In some respects, negative rates are a logical extension of current low interest rate policies. The whole point of central bank bond-buying was to push down interest rates, making it easier and cheaper to borrow. If that’s not working, the argument goes, why not take rates negative? It would certainly encourage banks to lend, if only because any positive return is better than a negative one. And on the consumer front, it would actually make it profitable to borrow.
The logic is clear. It’s also, to use a technical economics term, nuts.
Imagine how negative rates might work in your own life. If you get a mortgage, for example, you could choose every month between perhaps having the bank send you a check or just having the principal reduced. Would you be more willing to borrow under those circumstances? I know I would. In 30 years, you would own your house, without making a payment.

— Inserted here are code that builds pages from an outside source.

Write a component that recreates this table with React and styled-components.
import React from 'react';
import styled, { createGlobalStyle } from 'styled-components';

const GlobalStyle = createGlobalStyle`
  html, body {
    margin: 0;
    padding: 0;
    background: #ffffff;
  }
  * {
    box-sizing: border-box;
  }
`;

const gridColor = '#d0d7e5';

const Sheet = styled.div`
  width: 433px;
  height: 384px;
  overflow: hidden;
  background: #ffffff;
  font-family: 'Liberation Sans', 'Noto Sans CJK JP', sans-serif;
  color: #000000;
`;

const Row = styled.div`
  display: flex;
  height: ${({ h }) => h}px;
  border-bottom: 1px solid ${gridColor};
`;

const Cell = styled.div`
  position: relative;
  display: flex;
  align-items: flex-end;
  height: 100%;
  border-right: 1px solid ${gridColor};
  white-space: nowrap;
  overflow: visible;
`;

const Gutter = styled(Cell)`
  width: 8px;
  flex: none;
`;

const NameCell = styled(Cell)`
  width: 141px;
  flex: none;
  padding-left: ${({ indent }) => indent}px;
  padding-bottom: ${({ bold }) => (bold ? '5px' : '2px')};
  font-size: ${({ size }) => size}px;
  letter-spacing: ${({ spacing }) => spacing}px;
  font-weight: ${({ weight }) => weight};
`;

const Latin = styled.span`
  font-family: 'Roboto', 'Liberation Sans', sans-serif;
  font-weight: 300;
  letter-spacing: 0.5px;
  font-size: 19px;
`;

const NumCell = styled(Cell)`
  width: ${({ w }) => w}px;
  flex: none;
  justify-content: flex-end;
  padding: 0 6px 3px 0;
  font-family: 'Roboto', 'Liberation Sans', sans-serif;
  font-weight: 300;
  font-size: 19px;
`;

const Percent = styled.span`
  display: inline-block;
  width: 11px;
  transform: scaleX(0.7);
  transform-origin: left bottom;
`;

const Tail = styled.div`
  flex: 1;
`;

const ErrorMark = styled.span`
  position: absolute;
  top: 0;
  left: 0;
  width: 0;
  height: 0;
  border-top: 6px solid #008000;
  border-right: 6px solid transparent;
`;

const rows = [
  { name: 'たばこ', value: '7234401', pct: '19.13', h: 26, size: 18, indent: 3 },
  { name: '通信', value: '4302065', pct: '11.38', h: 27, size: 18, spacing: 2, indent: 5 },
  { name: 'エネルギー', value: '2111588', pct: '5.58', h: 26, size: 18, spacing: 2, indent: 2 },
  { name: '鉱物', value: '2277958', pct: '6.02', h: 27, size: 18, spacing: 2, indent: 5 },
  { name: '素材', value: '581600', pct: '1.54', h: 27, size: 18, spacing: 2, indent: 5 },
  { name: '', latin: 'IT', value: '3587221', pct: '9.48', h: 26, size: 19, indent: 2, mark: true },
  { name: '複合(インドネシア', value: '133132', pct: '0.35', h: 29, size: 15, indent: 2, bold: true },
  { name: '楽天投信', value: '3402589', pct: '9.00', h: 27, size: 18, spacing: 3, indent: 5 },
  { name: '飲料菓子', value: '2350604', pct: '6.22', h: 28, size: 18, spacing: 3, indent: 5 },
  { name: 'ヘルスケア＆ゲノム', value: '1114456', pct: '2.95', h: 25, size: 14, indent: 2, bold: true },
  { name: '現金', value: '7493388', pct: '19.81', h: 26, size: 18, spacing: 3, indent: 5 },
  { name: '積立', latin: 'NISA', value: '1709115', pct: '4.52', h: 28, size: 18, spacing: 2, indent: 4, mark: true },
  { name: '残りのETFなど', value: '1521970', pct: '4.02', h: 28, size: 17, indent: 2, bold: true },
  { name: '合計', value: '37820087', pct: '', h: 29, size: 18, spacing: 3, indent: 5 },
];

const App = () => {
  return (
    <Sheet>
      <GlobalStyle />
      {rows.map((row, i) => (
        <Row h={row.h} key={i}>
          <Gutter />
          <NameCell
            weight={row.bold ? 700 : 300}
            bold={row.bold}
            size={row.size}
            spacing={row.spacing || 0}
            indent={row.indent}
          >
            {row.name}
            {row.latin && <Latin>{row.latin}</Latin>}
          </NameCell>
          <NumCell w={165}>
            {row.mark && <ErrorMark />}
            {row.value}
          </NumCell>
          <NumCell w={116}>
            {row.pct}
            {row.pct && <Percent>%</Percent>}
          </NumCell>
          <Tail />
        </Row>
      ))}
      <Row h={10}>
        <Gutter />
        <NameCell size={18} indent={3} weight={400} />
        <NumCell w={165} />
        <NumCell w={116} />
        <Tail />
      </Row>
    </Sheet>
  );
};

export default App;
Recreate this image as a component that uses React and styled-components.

Negative-rate mortgages are not on the table, even in Japan, but the thought experiment shows us something. Easy financing of assets, like we saw with homes in the mid-2000s, tends to lead to jumps in asset prices but doesn’t actually drive sustainable economic activity. Lower interest rates may accelerate economic activity, but they don’t create it. This has been the (reasonable) argument against quantitative easing. The argument for it is that, as a temporary measure, it can help jump-start the economic engine. Here in the U.S., that does indeed appear to have worked.
The key words here are “temporary measure.” If borrowers know that low rates will soon rise, they have an incentive to act. If not, there is no urgency, and activity stagnates. You'll never see a car dealer advertising “Low prices indefinitely! Come on down whenever you feel like it—no rush!” Again, the idea behind the Fed’s recent decision to raise rates (and to hang tough on the possibility of further increases) is to return to normalcy and make it clear that the time to act is now.
In Japan, it’s apparently too late for that. The Bank of Japan has been unable to create a sense of urgency and is now reduced to forcing banks to lend by charging them for keeping money idle. This is a policy that will destroy itself.
With negative rates, bond yields, especially of government bonds, will continue to decline, which means private buyers are even less likely to want them. That doesn’t matter now, as the central bank is buying those bonds as part of a quantitative easing program, but it means the central bank is now the only buyer—and that Japan is now reliant on monetizing its debt. Savers are getting decimated, and with an aging population, most people have been forced to be savers. Negative rates will only make matters worse.
This is, in many ways, a desperate move, and one that highlights the need for the U.S. and Europe to get rates back to normal levels as quickly as possible. Once a country is caught in the kind of deflationary trap that has ensnared Japan, getting the economy back up to speed is difficult—and, in this case, apparently impossible.
Japan’s economic woes are about to get much worse in the next couple of years.